Quote the data exactly, first line to the line containing "const NAV = ['系统信息', '网络设置', '高级设置', '更多功能'];", with no pictures.

· · ·

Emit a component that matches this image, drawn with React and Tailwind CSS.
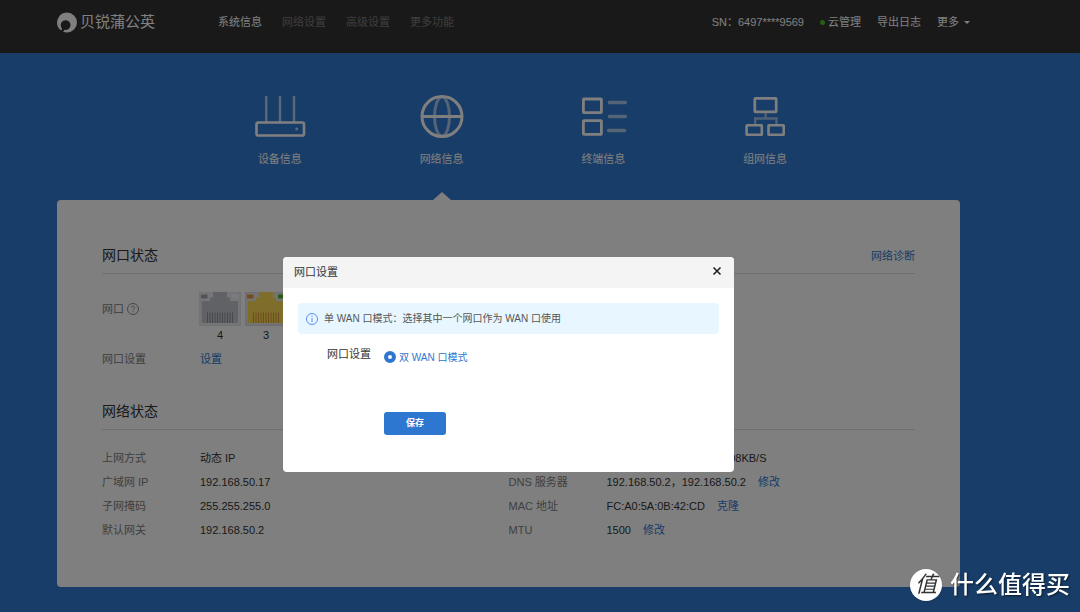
import { useState } from 'react';

const NAV = ['系统信息', '网络设置', '高级设置', '更多功能'];

const LEFT_ROWS = [
  { label: '上网方式', value: '动态 IP' },
  { label: '广域网 IP', value: '192.168.50.17' },
  { label: '子网掩码', value: '255.255.255.0' },
  { label: '默认网关', value: '192.168.50.2' },
];

const RIGHT_ROWS = [
  { label: '实时速率', value: <Speed up="0.55KB/S" down="1.08KB/S" /> },
  { label: 'DNS 服务器', value: '192.168.50.2，192.168.50.2', action: '修改' },
  { label: 'MAC 地址', value: 'FC:A0:5A:0B:42:CD', action: '克隆' },
  { label: 'MTU', value: '1500', action: '修改' },
];

const PORTS = [
  { id: 4, linked: false },
  { id: 3, linked: true },
  { id: 2, linked: false },
  { id: 1, linked: true },
];

function RouterIcon() {
  return (
    <svg viewBox="0 0 52 44" className="h-11 w-[52px]" fill="none" stroke="currentColor" aria-hidden="true">
      <path d="M12.2 2v25M26 2v25M40 2v25" strokeWidth="2.4" strokeLinecap="round" opacity="0.65" />
      <rect x="2.5" y="27.5" width="47.5" height="13" rx="1.8" strokeWidth="2.6" />
      <circle cx="42.7" cy="34" r="1.4" fill="currentColor" stroke="none" opacity="0.7" />
    </svg>
  );
}

function GlobeIcon() {
  return (
    <svg viewBox="0 0 52 44" className="h-11 w-[52px]" fill="none" stroke="currentColor" aria-hidden="true">
      <ellipse cx="26" cy="21.5" rx="7.5" ry="19.5" strokeWidth="3" opacity="0.6" />
      <circle cx="26" cy="21.5" r="20" strokeWidth="3" />
      <path d="M6 21.5h40" strokeWidth="3" />
    </svg>
  );
}

function DevicesIcon() {
  return (
    <svg viewBox="0 0 52 44" className="h-11 w-[52px]" fill="none" stroke="currentColor" aria-hidden="true">
      <rect x="6.4" y="4" width="18" height="13.7" rx="0.6" strokeWidth="2.8" />
      <rect x="6.4" y="25.7" width="18" height="13.7" rx="0.6" strokeWidth="2.8" />
      <path d="M32.4 7.5h16M32.4 21.5h16M31.6 35.5h16" strokeWidth="3.4" strokeLinecap="round" opacity="0.6" />
    </svg>
  );
}

function TopologyIcon() {
  return (
    <svg viewBox="0 0 52 44" className="h-11 w-[52px]" fill="none" stroke="currentColor" aria-hidden="true">
      <path d="M26.6 18v5.5M16.2 30v-6.5h21.3V30" strokeWidth="2.4" opacity="0.55" />
      <rect x="15.8" y="3.3" width="21.4" height="13.6" rx="0.6" strokeWidth="2.7" />
      <rect x="7.6" y="30.2" width="15.2" height="9.6" rx="0.6" strokeWidth="2.6" />
      <rect x="29.5" y="30.2" width="15.2" height="9.6" rx="0.6" strokeWidth="2.6" />
    </svg>
  );
}

const TABS = [
  { label: '设备信息', icon: RouterIcon },
  { label: '网络信息', icon: GlobeIcon },
  { label: '终端信息', icon: DevicesIcon },
  { label: '组网信息', icon: TopologyIcon },
];

function Speed({ up, down }) {
  return (
    <span className="flex w-40 justify-between">
      <span>↑ {up}</span>
      <span>↓ {down}</span>
    </span>
  );
}

function Logo() {
  return (
    <a href="#home" className="flex w-[161px] items-center gap-[3px] text-white">
      <svg viewBox="0 0 20 21" className="h-[21px] w-5 shrink-0" aria-hidden="true">
        <path
          d="M10 .5a10 10 0 0 1 0 20c-1.500 0-2.900-.3-4.200-.9 1-.4 1.500-1 1.600-1.800A4.900 4.900 0 1 0 3.700 13c0 1.500.6 2.800 1.400 3.700 0 .7-.4 1.200-1.200 1.600A10 10 0 0 1 10 .5z"
          fill="currentColor"
        />
      </svg>
      <span className="text-[15px] leading-5">贝锐蒲公英</span>
    </a>
  );
}

function Header() {
  return (
    <header className="h-[53px] bg-[#333] pr-[110px] pl-[57px] text-[11px] text-white">
      <div className="flex h-11 items-center">
        <Logo />
        <nav className="flex gap-5">
          {NAV.map((item, i) => (
            <a key={item} href="#nav" className={i === 0 ? 'text-white' : 'text-[#7c7c7c]'}>
              {item}
            </a>
          ))}
        </nav>
        <div className="ml-auto flex items-center gap-4">
          <span>SN：6497****9569</span>
          <a href="#cloud" className="flex items-center gap-[3px]">
            <span className="size-[5px] rounded-full bg-[#52b82a]" />
            云管理
          </a>
          <a href="#log">导出日志</a>
          <button type="button" className="flex items-center gap-[5px]">
            更多
            <span className="border-x-[3px] border-t-[3px] border-x-transparent border-t-white" />
          </button>
        </div>
      </div>
    </header>
  );
}

function Tabs() {
  return (
    <nav className="grid grid-cols-4 pr-[114px] pl-[142px] text-[11px] text-white">
      {TABS.map(({ label, icon: Icon }, i) => (
        <a key={label} href="#tab" className="flex flex-col items-center pt-[42px]">
          <Icon />
          <span className="mt-3 leading-4">{label}</span>
          <span
            className={
              i === 1
                ? 'mt-[25px] border-x-[9px] border-b-8 border-x-transparent border-b-white'
                : 'mt-[25px] h-2'
            }
          />
        </a>
      ))}
    </nav>
  );
}

function Port({ id, linked }) {
  return (
    <div className="flex flex-col items-center">
      <svg viewBox="0 0 42 34" className="h-[34px] w-[42px]" aria-hidden="true">
        <rect width="42" height="34" fill={linked ? '#dcdde0' : '#e2e4e8'} />
        <rect x="1.500" y="1" width="39" height="31.500" fill={linked ? '#e8e8ea' : '#eceef0'} />
        <rect x="2" y="2.500" width="6.500" height="4" fill={linked ? '#f0943a' : '#a4a7b0'} />
        <rect x="33" y="2.500" width="6.500" height="4" fill={linked ? '#4fb52a' : '#f4f6fa'} />
        <path d="M2.700 9H11V5.500h3V0h14v5.500h3V9h8v22H2.700z" fill={linked ? '#ffda58' : '#c2c4cc'} />
        <path
          d="M8.500 20.500V31M11 20.500V31M13.500 20.500V31M16 20.500V31M18.500 20.500V31M21 20.500V31M23.500 20.500V31M26 20.500V31M28.500 20.500V31M31 20.500V31M33.500 20.500V31"
          stroke={linked ? '#d89a30' : '#8e9098'}
          strokeWidth="1"
        />
      </svg>
      <span className="leading-[18px]">{id}</span>
    </div>
  );
}

function SectionTitle({ children, action }) {
  return (
    <div className="flex h-[30px] items-start justify-between border-b border-[#dedede]">
      <h2 className="text-sm leading-[22px] text-[#333]">{children}</h2>
      {action}
    </div>
  );
}

function InfoList({ rows }) {
  return (
    <dl>
      {rows.map((row) => (
        <div key={row.label} className="flex h-6 items-center">
          <dt className="w-[98px] shrink-0 text-[#808080]">{row.label}</dt>
          <dd className="flex gap-3 whitespace-nowrap">
            {row.value}
            {row.action && (
              <a href="#edit" className="text-[#2e77d0]">
                {row.action}
              </a>
            )}
          </dd>
        </div>
      ))}
    </dl>
  );
}

function StatusCard() {
  return (
    <main className="rounded-sm bg-white px-[45px] pt-11 pb-[45px] text-[11px] text-[#333]">
      <SectionTitle
        action={
          <a href="#diagnose" className="leading-6 text-[#2e77d0]">
            网络诊断
          </a>
        }
      >
        网口状态
      </SectionTitle>
      <div className="flex pt-[18px]">
        <div className="flex h-[34px] w-[97px] shrink-0 items-center gap-[3px] text-[#808080]">
          网口
          <svg viewBox="0 0 12 12" className="size-3" fill="none" stroke="currentColor" aria-hidden="true">
            <circle cx="6" cy="6" r="5.500" strokeWidth="0.9" />
            <path d="M4.400 4.700a1.600 1.600 0 1 1 2.400 1.400c-.6.300-.8.600-.8 1.100M6 8.300v.9" strokeWidth="0.9" />
          </svg>
        </div>
        <div className="flex gap-1">
          {PORTS.map((port) => (
            <Port key={port.id} {...port} />
          ))}
        </div>
      </div>
      <div className="flex h-[30px] items-center">
        <span className="w-[98px] text-[#808080]">网口设置</span>
        <a href="#ports" className="text-[#2e77d0]">
          设置
        </a>
      </div>
      <div className="mt-[26px]">
        <SectionTitle>网络状态</SectionTitle>
        <div className="grid grid-cols-2 pt-4">
          <InfoList rows={LEFT_ROWS} />
          <InfoList rows={RIGHT_ROWS} />
        </div>
      </div>
    </main>
  );
}

function PortDialog({ onClose }) {
  const [dualWan, setDualWan] = useState(true);

  return (
    <div className="fixed inset-0 flex items-start justify-center bg-black/50 pt-[257px] pr-[63px]">
      <div
        role="dialog"
        aria-labelledby="port-dialog-title"
        className="w-full max-w-[451px] overflow-hidden rounded-sm bg-white text-[11px] text-[#333]"
      >
        <div className="flex h-[31px] justify-between bg-[#f4f4f4] pr-3 pl-[11px]">
          <h3 id="port-dialog-title" className="leading-[31px]">
            网口设置
          </h3>
          <button type="button" aria-label="关闭" onClick={onClose} className="h-7">
            <svg viewBox="0 0 10 10" className="size-[10px]" stroke="#222" strokeWidth="1.600" aria-hidden="true">
              <path d="M1.500 1.500l7 7M8.500 1.500l-7 7" />
            </svg>
          </button>
        </div>
        <div className="px-[15px] pt-[15px] pb-[37px]">
          <p className="flex h-[31px] items-center gap-[6px] rounded-sm bg-[#e8f7ff] px-2 text-[10px] text-[#555]">
            <svg viewBox="0 0 12 12" className="size-3 shrink-0" fill="none" stroke="#5b8cf5" aria-hidden="true">
              <circle cx="6" cy="6" r="5.500" />
              <path d="M6 2.700v1.200M6 5v4.300" />
            </svg>
            单 WAN 口模式：选择其中一个网口作为 WAN 口使用
          </p>
          <form className="pl-[29px]" onSubmit={(e) => e.preventDefault()}>
            <fieldset className="flex pt-3">
              <legend className="float-left w-[57px] leading-4">网口设置</legend>
              <label className="mt-[3px] flex h-4 items-center gap-[3px] text-[10px] text-[#2e77d0]">
                <input
                  type="radio"
                  name="wan-mode"
                  checked={dualWan}
                  onChange={() => setDualWan(true)}
                  className="size-3 appearance-none rounded-full border border-[#2e77d0] bg-white checked:border-4"
                />
                双 WAN 口模式
              </label>
            </fieldset>
            <button
              type="submit"
              className="mt-[47px] ml-[57px] h-[23px] w-[62px] rounded-[3px] bg-[#2e77d0] text-[9px] font-bold text-white"
            >
              保存
            </button>
          </form>
        </div>
      </div>
    </div>
  );
}

function Watermark() {
  return (
    <div className="pointer-events-none fixed right-[10px] bottom-[11px] flex items-center gap-2 text-white">
      <span className="flex size-8 items-center justify-center rounded-full bg-white text-[22px] leading-8 text-[#333] italic shadow">
        值
      </span>
      <span className="text-2xl leading-8 font-medium [text-shadow:1px_1px_2px_rgb(0_0_0/0.6)]">什么值得买</span>
    </div>
  );
}

export default function App() {
  const [open, setOpen] = useState(true);

  return (
    <div className="min-h-screen bg-[#307ad0] font-['Liberation_Sans','Noto_Sans_CJK_SC',sans-serif]">
      <Header />
      <div className="pr-[120px] pb-6 pl-[57px]">
        <Tabs />
        <StatusCard />
      </div>
      {open && <PortDialog onClose={() => setOpen(false)} />}
      <Watermark />
    </div>
  );
}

· · ·

• **Output**:
Emit a component that matches this image, drawn with React and Tailwind CSS.
import { useState } from 'react';

const NAV = ['系统信息', '网络设置', '高级设置', '更多功能'];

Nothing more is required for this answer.